Task directions:
Go through the lines below. Copy those with "this".

═══ Supplied data ═══

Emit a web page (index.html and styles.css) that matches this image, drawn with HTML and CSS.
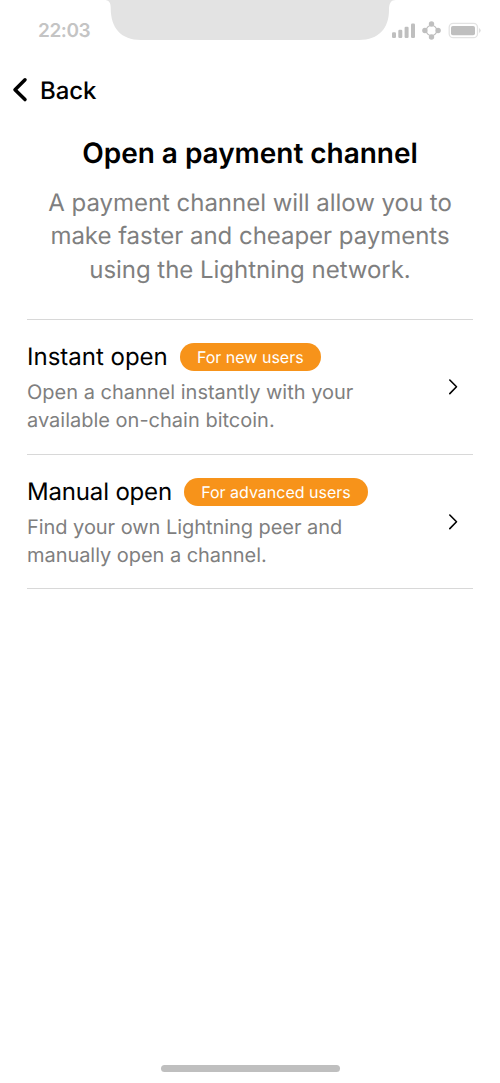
FILE: index.html
```html
<!DOCTYPE html>
<html lang="en">
<head>
<meta charset="utf-8">
<title>Open a payment channel</title>
<link rel="stylesheet" href="styles.css">
</head>
<body>
<main class="screen">
  <header class="status">
    <span class="time">22:03</span>
    <svg class="notch" width="292" height="40" viewBox="0 0 292 40"><path d="M0 0C5 0 6.700 2.500 6.700 8C6.700 28 17 40 37 40H255C275 40 285 28 285 10C285 3 287 0 292 0Z"/></svg>
    <svg class="indicators" width="90" height="20" viewBox="0 0 90 20">
      <rect x="0" y="12.200" width="4" height="5.800" rx="1.200"/><rect x="6.300" y="9.800" width="4" height="8.200" rx="1.200"/><rect x="12.600" y="6.700" width="4" height="11.300" rx="1.200"/><rect x="19" y="3.500" width="4" height="14.500" rx="1.200"/>
      <circle class="line" cx="39.500" cy="10.500" r="5.200"/><circle cx="39.500" cy="4" r="2.700"/><circle cx="39.500" cy="17" r="2.700"/><circle cx="32.900" cy="10.500" r="2.700"/><circle cx="46.100" cy="10.500" r="2.700"/>
      <rect class="line thin" x="57.200" y="3.300" width="28.300" height="14.400" rx="4"/><rect x="59" y="6" width="24" height="9.200" rx="1.800"/><path class="tip" d="M87 8q3.500 2.500 0 5z"/>
    </svg>
  </header>
  <nav class="back"><svg width="16" height="26" viewBox="0 0 16 26"><path d="M13 2.800L3 12.700L13 22.600"/></svg><span>Back</span></nav>
  <section class="intro">
    <h1>Open a payment channel</h1>
    <p>A payment channel will allow you to<br>make faster and cheaper payments<br>using the Lightning network.</p>
  </section>
  <section class="options">
    <article class="option"><div>
      <div class="heading"><h2>Instant open</h2><span class="badge new">For new users</span></div>
      <p>Open a channel instantly with your<br>available on-chain bitcoin.</p></div>
      <svg class="chevron" width="10" height="18" viewBox="0 0 10 18"><path d="M1.800 2L8.500 8.800L1.800 15.600"/></svg>
    </article>
    <article class="option"><div>
      <div class="heading"><h2 class="manual">Manual open</h2><span class="badge advanced">For advanced users</span></div>
      <p class="manual-copy">Find your own Lightning peer and<br>manually open a channel.</p></div>
      <svg class="chevron" width="10" height="18" viewBox="0 0 10 18"><path d="M1.800 2L8.500 8.800L1.800 15.600"/></svg>
    </article>
  </section>
  <div class="home"></div>
</main>
</body>
</html>
```

FILE: styles.css
```css
* { box-sizing: border-box; }
body, h1, h2, p { margin: 0; }
body { background: #fff; color: #000; font-family: Inter, sans-serif; text-rendering: geometricPrecision; }
.screen { width: 500px; height: 1083px; display: flex; flex-direction: column; }
.status { height: 60px; display: flex; align-items: flex-start; }
.time { width: 104px; padding: 18px 0 0 38px; font-size: 19px; line-height: 25px; font-weight: 600; letter-spacing: -.45px; color: #c4c4c4; }
.notch { fill: #e3e3e3; }
.indicators { margin: 20px 0 0 -4px; fill: #bfbfbf; }
.line { fill: none; stroke: #bfbfbf; stroke-width: 1.2; }
.thin { stroke: #e3e3e3; stroke-width: 1.3; }
.tip { fill: #dedede; }
.back { height: 60px; display: flex; align-items: center; padding-left: 12px; gap: 12px; font-size: 24px; font-weight: 500; letter-spacing: -.1px; }
.back svg { fill: none; stroke: #000; stroke-width: 3.500; stroke-linecap: round; stroke-linejoin: round; }
.intro { height: 199px; padding-top: 16px; text-align: center; }
.intro h1 { font-size: 28px; line-height: 34px; font-weight: 600; letter-spacing: -.03px; }
.intro p { margin-top: 16px; font-size: 24px; line-height: 33.300px; letter-spacing: -.03px; color: #7f7f7f; }
.options { margin: 0 27px; border-top: 1px solid #d8d8d8; }
.option { height: 134.700px; border-bottom: 1px solid #d8d8d8; display: flex; align-items: center; justify-content: space-between; padding: 2px 15px 0 0; }
.heading { display: flex; align-items: center; gap: 12px; height: 30px; }
h2 { font-size: 24px; line-height: 30px; font-weight: 400; }
.manual { letter-spacing: -.17px; }
.badge { height: 28px; border-radius: 14px; background: #f7931a; color: #fff; font-size: 16px; line-height: 28px; text-align: center; }
.new { width: 141px; }
.advanced { width: 184px; }
.option p { margin-top: 6px; font-size: 20px; line-height: 28px; color: #7f7f7f; }
.option .manual-copy { letter-spacing: -.05px; }
.chevron { margin-top: -2px; fill: none; stroke: #000; stroke-width: 1.600; stroke-linecap: round; stroke-linejoin: round; }
.home { width: 179px; height: 7px; border-radius: 4px; background: #bfbfbf; margin: auto auto 11px 161px; }
```
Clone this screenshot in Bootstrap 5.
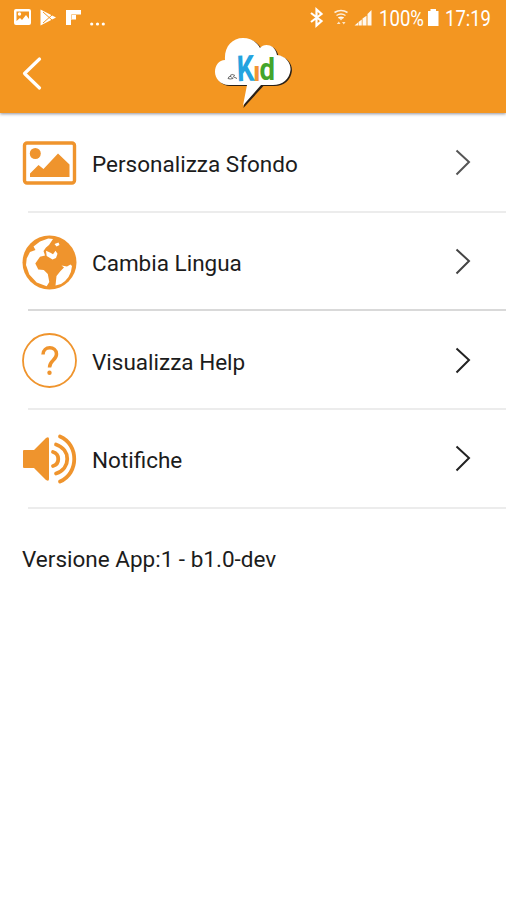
<!DOCTYPE html>
<html lang="it">
<head>
<meta charset="utf-8">
<meta name="viewport" content="width=device-width, initial-scale=1">
<title>Impostazioni</title>
<link href="https://cdn.jsdelivr.net/npm/bootstrap@5.3.0/dist/css/bootstrap.min.css" rel="stylesheet">
<style>
:root{--kid-orange:#f39621}
body{font-family:Roboto,"Liberation Sans",sans-serif;color:#1c1c1c;font-size:22.500px;line-height:28px;min-height:900px}
svg{display:block;flex:none}
.app-head{background:var(--kid-orange);height:112.5px;box-shadow:0 1px 3px rgba(70,70,90,.6)}
.status{height:36px;padding:0 8px 0 13px}
.title-bar{height:76px;display:grid;grid-template-columns:215px 80px 1fr}
.back{margin:20px 0 0 22px}
.menu{padding-top:.5px}
.menu-row{height:98.7px;padding:2px 0 0 22px;color:inherit;text-decoration:none}
.menu-label{margin-left:15px;padding-top:2px}
.menu-arrow{margin-right:35px}
.rule{height:2px;margin:-1px 0 -1px 28px;background:#ececec}
.rule-dark{background:#d9d9d9}
.version{padding:37px 22px}
</style>
<script src="https://cdn.jsdelivr.net/npm/bootstrap@5.3.0/dist/js/bootstrap.bundle.min.js"></script>
</head>
<body class="bg-white">
<header class="app-head position-relative">
  <div class="status d-flex justify-content-between">
    <svg width="94" height="36" viewBox="13 0 94 36" fill="#fff">
      <path fill-rule="evenodd" d="M16 9h13q2 0 2 2v12q0 2-2 2H16q-2 0-2-2V11q0-2 2-2zM16.500 11.500V21l3.500-3 2 2 4-5 3 4v-7.500z"/><circle cx="19.500" cy="14" r="1.700"/>
      <path d="M40.500 9.500L56 17.500 40.500 25.500z"/><path d="M43 12l9 8M43 23l9-8" stroke="#f39721" stroke-width="1"/>
      <path d="M66 10h15v5h-5v4.500h-5V25h-5z"/><path d="M71.500 14.500H81M71.500 14.500V20" stroke="#f9cb90" fill="none"/>
      <circle cx="91.700" cy="24" r="1.600"/><circle cx="97.500" cy="24" r="1.600"/><circle cx="103.300" cy="24" r="1.600"/>
    </svg>
    <svg width="190" height="36" viewBox="308 0 190 36" fill="#fff">
      <path d="M311 13l10.500 8-5 4.500v-16l5 4.500-10.500 8" fill="none" stroke="#fff" stroke-width="2.200"/>
      <g fill="none" stroke="#fff" stroke-width="1.500" opacity=".85"><path d="M334.500 12.500q6.500-4 13 0M336.500 15.500q4.500-3 9 0M338.500 18q2.500-1.600 5 0"/></g>
      <path d="M338 17h6l-3 3.500zM336.800 24l2-2.500 1.800 2.500zM342 22h3.500l-1.700 2.500z" opacity=".75"/>
      <path d="M354.500 25.500l3.500-3v3zM358.500 22l3.300-2.500v6h-3.300zM362.500 18.500l4-2.700v9.700h-4zM367.500 14l4-4v15.500h-4z" opacity=".93"/>
      <text x="379" y="25.500" font-size="21.500" textLength="45" lengthAdjust="spacingAndGlyphs">100%</text>
      <path d="M428 11h2.500V9h5.500v2h2.500v15H428z"/>
      <text x="445" y="25.500" font-size="21.500" textLength="46" lengthAdjust="spacingAndGlyphs">17:19</text>
    </svg>
  </div>
  <div class="title-bar">
    <a href="#" class="back" aria-label="Indietro"><svg width="22" height="36" viewBox="0 0 22 36" fill="none" stroke="#fff" stroke-width="3.200" stroke-linecap="round" stroke-linejoin="round"><path d="M17.500 3L2.500 17.500l15 14.500"/></svg></a>
    <svg width="80" height="76" viewBox="215 36 80 76">
      <path fill="#2a2118" transform="translate(1.400 1)" d="M225 60C224 47 232 38 243 38c8 0 14 4 17 10 4-5 15-4 17 7 9 1 14 8 13.500 15-1 9-8 15-17.500 15h-11l-20 22L247 85h-18c-9 0-14-7-14-13 0-7 4-12 10-12z"/>
      <path fill="#fff" d="M225 60C224 47 232 38 243 38c8 0 14 4 17 10 4-5 15-4 17 7 9 1 14 8 13.500 15-1 9-8 15-17.500 15h-12l-18 20.500L247 85h-18c-9 0-14-7-14-13 0-7 4-12 10-12z"/>
      <g font-family="Roboto,sans-serif" font-weight="700">
        <text x="236.800" y="81" font-size="36" fill="#24a3df" textLength="17.500" lengthAdjust="spacingAndGlyphs" transform="rotate(-2 245 70)">K</text>
        <text x="253" y="81" font-size="27" fill="#f39335" textLength="7.500" lengthAdjust="spacingAndGlyphs">ı</text>
        <text x="259.500" y="80" font-size="30.500" fill="#43a52c" textLength="15.500" lengthAdjust="spacingAndGlyphs">d</text>
      </g>
      <path d="M228 78.500q1-3 3-2l2 2q-3 1-5 0zM230 75.500q2-2 5 0M233 76.500q2 1 4 2" fill="none" stroke="#666" stroke-width="1"/>
    </svg>
  </div>
</header>
<main class="menu">
  <a href="#" class="menu-row d-flex align-items-center">
    <svg width="55" height="46" viewBox="0 0 55 46"><rect x="2.500" y="3" width="50" height="40" rx="2.500" fill="none" stroke="#ef942d" stroke-width="3.400"/><circle cx="13.300" cy="13.500" r="5.500" fill="#ef942d"/><path d="M8 37v-3.500l8.500-8.500 5 4L36 13.500 47.500 24.500v12.500z" fill="#ef942d"/></svg>
    <span class="menu-label">Personalizza Sfondo</span>
    <svg class="menu-arrow ms-auto" width="16" height="28" viewBox="0 0 16 28" fill="none" stroke="#555" stroke-width="2"><path d="M1.500 1.500L14 13l-12.500 12.500"/></svg>
  </a>
  <div class="rule"></div>
  <a href="#" class="menu-row d-flex align-items-center">
    <svg width="55" height="55" viewBox="0 0 55 55"><circle cx="27.500" cy="27.500" r="27" fill="#ef942d"/><g fill="#fff"><path d="M26.300 3.500L18 6.500l-6.500 5 2 3.500-5.500 2-3.300 6.500L4 30l3.300 9.500 7.400 8 10 3.700 2.600-4.200-1.500-8-4-4-5.500-.5-3-6 4.700-6.700 5-1.300-1.500-4.500 2.500-3.500 3-2.500 4-6z"/><path d="M24 15.800l4.500 2 2.500 1.500 2.500-3.500 2 3-1.500 4.200-3.500 1.500-5.800-3.500zM32.500 9l2 2.500 3-1.500-1-2.500z"/><path d="M39.500 30.500l5.500 1 3.500-2 1.500 1.500q-1 12-11 18l-5.500 1.500 1-9.500 4-5 3.500-3.500z"/></g></svg>
    <span class="menu-label">Cambia Lingua</span>
    <svg class="menu-arrow ms-auto" width="16" height="28" viewBox="0 0 16 28" fill="none" stroke="#444" stroke-width="2"><path d="M1.500 1.500L14 13l-12.500 12.500"/></svg>
  </a>
  <div class="rule rule-dark"></div>
  <a href="#" class="menu-row d-flex align-items-center">
    <svg width="55" height="55" viewBox="0 0 55 55" fill="none" stroke="#ef942d"><circle cx="27.500" cy="27.500" r="26.500" stroke-width="1.800"/><path d="M21 21.500c0-9 13.500-9 13.500-.5 0 6.500-7 6-7 13.500" stroke-width="3.500"/><circle cx="27.500" cy="39.700" r="2.200" fill="#ef942d" stroke="none"/></svg>
    <span class="menu-label">Visualizza Help</span>
    <svg class="menu-arrow ms-auto" width="16" height="28" viewBox="0 0 16 28" fill="none" stroke="#222" stroke-width="2"><path d="M1.500 1.500L14 13l-12.500 12.500"/></svg>
  </a>
  <div class="rule"></div>
  <a href="#" class="menu-row d-flex align-items-center">
    <svg width="55" height="52" viewBox="0 0 55 52"><path fill="#ef942d" d="M2 17h10L24 5q3-2 3 1v40q0 3-3 1L12 35H2q-1 0-1-1V18q0-1 1-1z"/><g fill="none" stroke="#ef942d" stroke-width="3.800" stroke-linecap="round"><path d="M31 19c7 2 7 12 0 14M34 11.500c15 5 15 24 0 29M38 3.500c19 8 19 37 0 45"/></g></svg>
    <span class="menu-label">Notifiche</span>
    <svg class="menu-arrow ms-auto" width="16" height="28" viewBox="0 0 16 28" fill="none" stroke="#222" stroke-width="2"><path d="M1.500 1.500L14 13l-12.500 12.500"/></svg>
  </a>
  <div class="rule"></div>
  <div class="version">Versione App:1 - b1.0-dev</div>
</main>
</body>
</html>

═══

Solved exercise:
Emit a web page (index.html and styles.css) that matches this image, drawn with HTML and CSS.
Clone this screenshot in Bootstrap 5.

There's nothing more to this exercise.